§ **Given request**:
Write out the entire listing below exactly, with the pictures left out.
**** Data lines
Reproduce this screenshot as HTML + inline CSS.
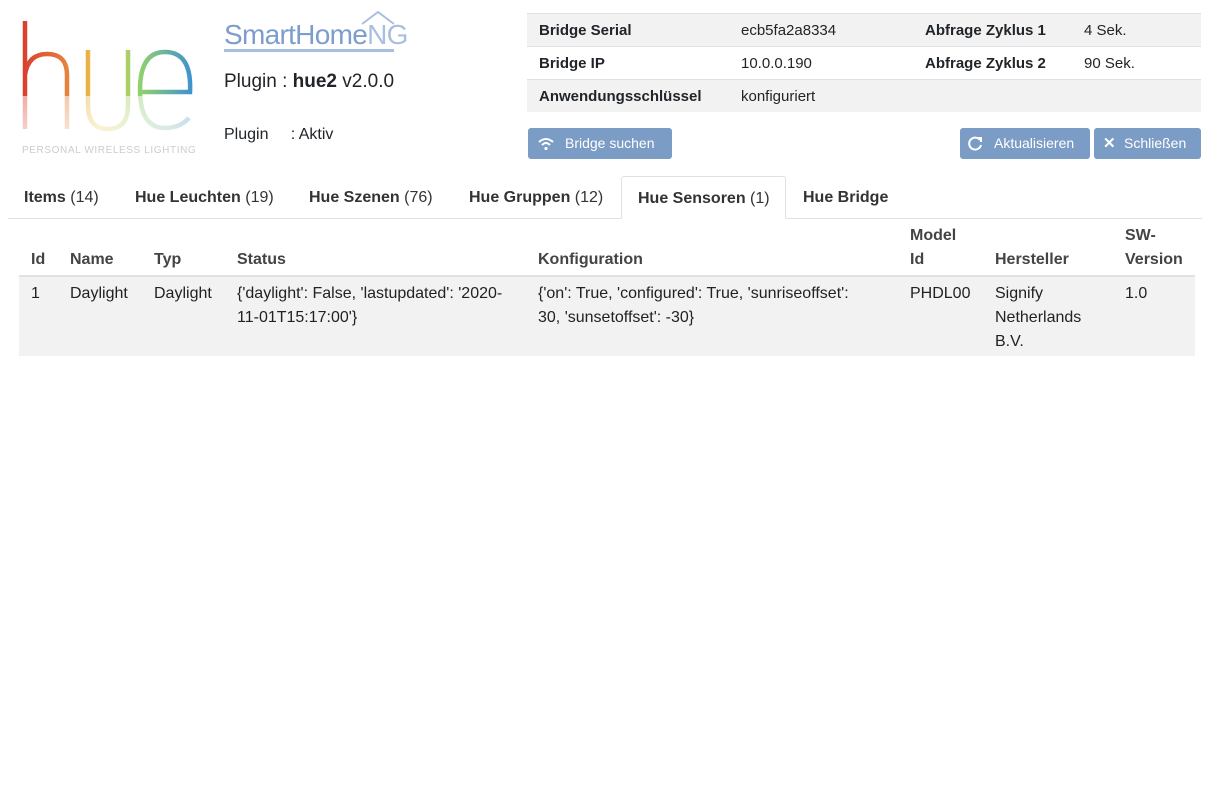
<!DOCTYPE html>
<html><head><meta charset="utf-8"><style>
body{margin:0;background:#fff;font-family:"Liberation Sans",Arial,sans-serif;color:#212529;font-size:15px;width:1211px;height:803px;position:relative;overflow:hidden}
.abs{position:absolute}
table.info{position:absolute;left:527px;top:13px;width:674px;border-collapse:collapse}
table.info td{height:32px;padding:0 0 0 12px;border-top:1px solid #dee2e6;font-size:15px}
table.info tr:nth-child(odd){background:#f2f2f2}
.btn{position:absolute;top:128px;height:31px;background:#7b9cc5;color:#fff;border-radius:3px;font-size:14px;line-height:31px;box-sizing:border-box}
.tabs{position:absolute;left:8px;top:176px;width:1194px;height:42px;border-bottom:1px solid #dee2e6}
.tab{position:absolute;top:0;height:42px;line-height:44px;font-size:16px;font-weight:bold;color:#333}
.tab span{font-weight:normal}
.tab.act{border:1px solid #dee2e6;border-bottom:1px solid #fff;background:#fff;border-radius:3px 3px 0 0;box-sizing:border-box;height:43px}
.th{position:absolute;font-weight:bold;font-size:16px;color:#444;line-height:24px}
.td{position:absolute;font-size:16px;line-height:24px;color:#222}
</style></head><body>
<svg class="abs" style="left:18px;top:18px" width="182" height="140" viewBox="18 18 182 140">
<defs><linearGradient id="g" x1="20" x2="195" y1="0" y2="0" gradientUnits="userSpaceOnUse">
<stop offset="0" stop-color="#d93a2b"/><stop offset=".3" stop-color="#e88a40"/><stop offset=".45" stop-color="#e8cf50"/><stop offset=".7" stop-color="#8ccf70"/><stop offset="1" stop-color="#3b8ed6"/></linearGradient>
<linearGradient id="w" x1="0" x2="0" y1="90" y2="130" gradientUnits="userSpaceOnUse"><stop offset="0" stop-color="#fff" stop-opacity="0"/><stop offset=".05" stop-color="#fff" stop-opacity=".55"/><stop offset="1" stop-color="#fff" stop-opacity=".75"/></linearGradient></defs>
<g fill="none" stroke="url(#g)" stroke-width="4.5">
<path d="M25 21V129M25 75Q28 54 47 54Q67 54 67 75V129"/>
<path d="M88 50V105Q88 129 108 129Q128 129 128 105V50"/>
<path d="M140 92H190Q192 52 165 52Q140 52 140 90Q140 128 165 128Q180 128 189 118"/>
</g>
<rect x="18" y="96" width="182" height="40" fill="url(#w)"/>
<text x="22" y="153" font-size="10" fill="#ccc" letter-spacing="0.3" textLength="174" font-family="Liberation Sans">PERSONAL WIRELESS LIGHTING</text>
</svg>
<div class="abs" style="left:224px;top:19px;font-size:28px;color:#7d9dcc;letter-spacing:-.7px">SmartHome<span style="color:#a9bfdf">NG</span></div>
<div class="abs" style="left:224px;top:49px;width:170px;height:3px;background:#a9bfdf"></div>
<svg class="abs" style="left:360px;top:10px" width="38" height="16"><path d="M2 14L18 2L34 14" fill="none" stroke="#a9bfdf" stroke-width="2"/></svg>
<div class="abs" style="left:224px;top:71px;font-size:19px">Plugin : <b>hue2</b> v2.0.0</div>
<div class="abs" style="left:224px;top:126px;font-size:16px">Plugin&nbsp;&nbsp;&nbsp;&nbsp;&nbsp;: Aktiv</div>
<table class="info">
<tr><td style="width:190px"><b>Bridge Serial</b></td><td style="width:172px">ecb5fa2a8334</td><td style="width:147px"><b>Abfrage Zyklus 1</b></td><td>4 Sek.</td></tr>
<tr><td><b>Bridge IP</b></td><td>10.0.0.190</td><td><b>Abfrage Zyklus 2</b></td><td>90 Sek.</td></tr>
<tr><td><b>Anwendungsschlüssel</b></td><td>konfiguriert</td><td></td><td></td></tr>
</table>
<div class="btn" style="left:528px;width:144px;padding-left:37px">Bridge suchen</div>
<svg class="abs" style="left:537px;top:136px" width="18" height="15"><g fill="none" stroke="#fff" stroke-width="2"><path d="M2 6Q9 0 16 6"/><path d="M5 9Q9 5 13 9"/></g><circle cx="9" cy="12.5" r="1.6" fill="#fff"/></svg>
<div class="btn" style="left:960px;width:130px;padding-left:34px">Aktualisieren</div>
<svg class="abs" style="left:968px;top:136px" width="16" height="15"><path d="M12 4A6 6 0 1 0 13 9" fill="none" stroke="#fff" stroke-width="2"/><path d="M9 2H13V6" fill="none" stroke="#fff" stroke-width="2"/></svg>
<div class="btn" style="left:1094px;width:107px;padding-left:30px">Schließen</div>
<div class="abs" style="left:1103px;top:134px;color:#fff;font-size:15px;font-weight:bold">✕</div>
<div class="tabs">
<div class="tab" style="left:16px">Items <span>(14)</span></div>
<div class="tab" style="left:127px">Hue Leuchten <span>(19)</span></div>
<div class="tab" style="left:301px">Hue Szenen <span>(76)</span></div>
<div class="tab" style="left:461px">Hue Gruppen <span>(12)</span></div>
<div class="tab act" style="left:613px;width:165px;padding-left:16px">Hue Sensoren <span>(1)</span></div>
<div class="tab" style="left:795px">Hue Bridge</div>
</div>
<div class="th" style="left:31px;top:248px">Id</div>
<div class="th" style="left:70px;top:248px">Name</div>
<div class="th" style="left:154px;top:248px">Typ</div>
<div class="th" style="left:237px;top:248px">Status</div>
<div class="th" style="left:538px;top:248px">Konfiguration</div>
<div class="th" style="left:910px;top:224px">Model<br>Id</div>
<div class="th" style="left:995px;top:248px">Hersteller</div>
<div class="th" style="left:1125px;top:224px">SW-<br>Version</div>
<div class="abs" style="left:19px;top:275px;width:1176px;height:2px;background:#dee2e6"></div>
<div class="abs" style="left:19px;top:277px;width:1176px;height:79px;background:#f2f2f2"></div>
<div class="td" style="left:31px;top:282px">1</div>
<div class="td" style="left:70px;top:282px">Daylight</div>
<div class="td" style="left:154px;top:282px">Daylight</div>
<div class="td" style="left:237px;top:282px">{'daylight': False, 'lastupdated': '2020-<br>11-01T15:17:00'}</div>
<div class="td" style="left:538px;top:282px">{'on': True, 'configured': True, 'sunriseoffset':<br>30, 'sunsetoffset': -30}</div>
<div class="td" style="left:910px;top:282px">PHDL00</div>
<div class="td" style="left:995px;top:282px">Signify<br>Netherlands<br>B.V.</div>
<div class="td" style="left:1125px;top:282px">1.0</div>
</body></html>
********
§ **Exercise result**:
Reproduce this screenshot as HTML + inline CSS.
<!DOCTYPE html>
<html><head><meta charset="utf-8"><style>
body{margin:0;background:#fff;font-family:"Liberation Sans",Arial,sans-serif;color:#212529;font-size:15px;width:1211px;height:803px;position:relative;overflow:hidden}
.abs{position:absolute}
table.info{position:absolute;left:527px;top:13px;width:674px;border-collapse:collapse}
table.info td{height:32px;padding:0 0 0 12px;border-top:1px solid #dee2e6;font-size:15px}
table.info tr:nth-child(odd){background:#f2f2f2}
.btn{position:absolute;top:128px;height:31px;background:#7b9cc5;color:#fff;border-radius:3px;font-size:14px;line-height:31px;box-sizing:border-box}
.tabs{position:absolute;left:8px;top:176px;width:1194px;height:42px;border-bottom:1px solid #dee2e6}
.tab{position:absolute;top:0;height:42px;line-height:44px;font-size:16px;font-weight:bold;color:#333}
.tab span{font-weight:normal}
.tab.act{border:1px solid #dee2e6;border-bottom:1px solid #fff;background:#fff;border-radius:3px 3px 0 0;box-sizing:border-box;height:43px}
.th{position:absolute;font-weight:bold;font-size:16px;color:#444;line-height:24px}
.td{position:absolute;font-size:16px;line-height:24px;color:#222}
</style></head><body>
<svg class="abs" style="left:18px;top:18px" width="182" height="140" viewBox="18 18 182 140">
<defs><linearGradient id="g" x1="20" x2="195" y1="0" y2="0" gradientUnits="userSpaceOnUse">
<stop offset="0" stop-color="#d93a2b"/><stop offset=".3" stop-color="#e88a40"/><stop offset=".45" stop-color="#e8cf50"/><stop offset=".7" stop-color="#8ccf70"/><stop offset="1" stop-color="#3b8ed6"/></linearGradient>
<linearGradient id="w" x1="0" x2="0" y1="90" y2="130" gradientUnits="userSpaceOnUse"><stop offset="0" stop-color="#fff" stop-opacity="0"/><stop offset=".05" stop-color="#fff" stop-opacity=".55"/><stop offset="1" stop-color="#fff" stop-opacity=".75"/></linearGradient></defs>
<g fill="none" stroke="url(#g)" stroke-width="4.5">
<path d="M25 21V129M25 75Q28 54 47 54Q67 54 67 75V129"/>
<path d="M88 50V105Q88 129 108 129Q128 129 128 105V50"/>
<path d="M140 92H190Q192 52 165 52Q140 52 140 90Q140 128 165 128Q180 128 189 118"/>
</g>
<rect x="18" y="96" width="182" height="40" fill="url(#w)"/>
<text x="22" y="153" font-size="10" fill="#ccc" letter-spacing="0.3" textLength="174" font-family="Liberation Sans">PERSONAL WIRELESS LIGHTING</text>
</svg>
<div class="abs" style="left:224px;top:19px;font-size:28px;color:#7d9dcc;letter-spacing:-.7px">SmartHome<span style="color:#a9bfdf">NG</span></div>
<div class="abs" style="left:224px;top:49px;width:170px;height:3px;background:#a9bfdf"></div>
<svg class="abs" style="left:360px;top:10px" width="38" height="16"><path d="M2 14L18 2L34 14" fill="none" stroke="#a9bfdf" stroke-width="2"/></svg>
<div class="abs" style="left:224px;top:71px;font-size:19px">Plugin : <b>hue2</b> v2.0.0</div>
<div class="abs" style="left:224px;top:126px;font-size:16px">Plugin&nbsp;&nbsp;&nbsp;&nbsp;&nbsp;: Aktiv</div>
<table class="info">
<tr><td style="width:190px"><b>Bridge Serial</b></td><td style="width:172px">ecb5fa2a8334</td><td style="width:147px"><b>Abfrage Zyklus 1</b></td><td>4 Sek.</td></tr>
<tr><td><b>Bridge IP</b></td><td>10.0.0.190</td><td><b>Abfrage Zyklus 2</b></td><td>90 Sek.</td></tr>
<tr><td><b>Anwendungsschlüssel</b></td><td>konfiguriert</td><td></td><td></td></tr>
</table>
<div class="btn" style="left:528px;width:144px;padding-left:37px">Bridge suchen</div>
<svg class="abs" style="left:537px;top:136px" width="18" height="15"><g fill="none" stroke="#fff" stroke-width="2"><path d="M2 6Q9 0 16 6"/><path d="M5 9Q9 5 13 9"/></g><circle cx="9" cy="12.5" r="1.6" fill="#fff"/></svg>
<div class="btn" style="left:960px;width:130px;padding-left:34px">Aktualisieren</div>
<svg class="abs" style="left:968px;top:136px" width="16" height="15"><path d="M12 4A6 6 0 1 0 13 9" fill="none" stroke="#fff" stroke-width="2"/><path d="M9 2H13V6" fill="none" stroke="#fff" stroke-width="2"/></svg>
<div class="btn" style="left:1094px;width:107px;padding-left:30px">Schließen</div>
<div class="abs" style="left:1103px;top:134px;color:#fff;font-size:15px;font-weight:bold">✕</div>
<div class="tabs">
<div class="tab" style="left:16px">Items <span>(14)</span></div>
<div class="tab" style="left:127px">Hue Leuchten <span>(19)</span></div>
<div class="tab" style="left:301px">Hue Szenen <span>(76)</span></div>
<div class="tab" style="left:461px">Hue Gruppen <span>(12)</span></div>
<div class="tab act" style="left:613px;width:165px;padding-left:16px">Hue Sensoren <span>(1)</span></div>
<div class="tab" style="left:795px">Hue Bridge</div>
</div>
<div class="th" style="left:31px;top:248px">Id</div>
<div class="th" style="left:70px;top:248px">Name</div>
<div class="th" style="left:154px;top:248px">Typ</div>
<div class="th" style="left:237px;top:248px">Status</div>
<div class="th" style="left:538px;top:248px">Konfiguration</div>
<div class="th" style="left:910px;top:224px">Model<br>Id</div>
<div class="th" style="left:995px;top:248px">Hersteller</div>
<div class="th" style="left:1125px;top:224px">SW-<br>Version</div>
<div class="abs" style="left:19px;top:275px;width:1176px;height:2px;background:#dee2e6"></div>
<div class="abs" style="left:19px;top:277px;width:1176px;height:79px;background:#f2f2f2"></div>
<div class="td" style="left:31px;top:282px">1</div>
<div class="td" style="left:70px;top:282px">Daylight</div>
<div class="td" style="left:154px;top:282px">Daylight</div>
<div class="td" style="left:237px;top:282px">{'daylight': False, 'lastupdated': '2020-<br>11-01T15:17:00'}</div>
<div class="td" style="left:538px;top:282px">{'on': True, 'configured': True, 'sunriseoffset':<br>30, 'sunsetoffset': -30}</div>
<div class="td" style="left:910px;top:282px">PHDL00</div>
<div class="td" style="left:995px;top:282px">Signify<br>Netherlands<br>B.V.</div>
<div class="td" style="left:1125px;top:282px">1.0</div>
</body></html>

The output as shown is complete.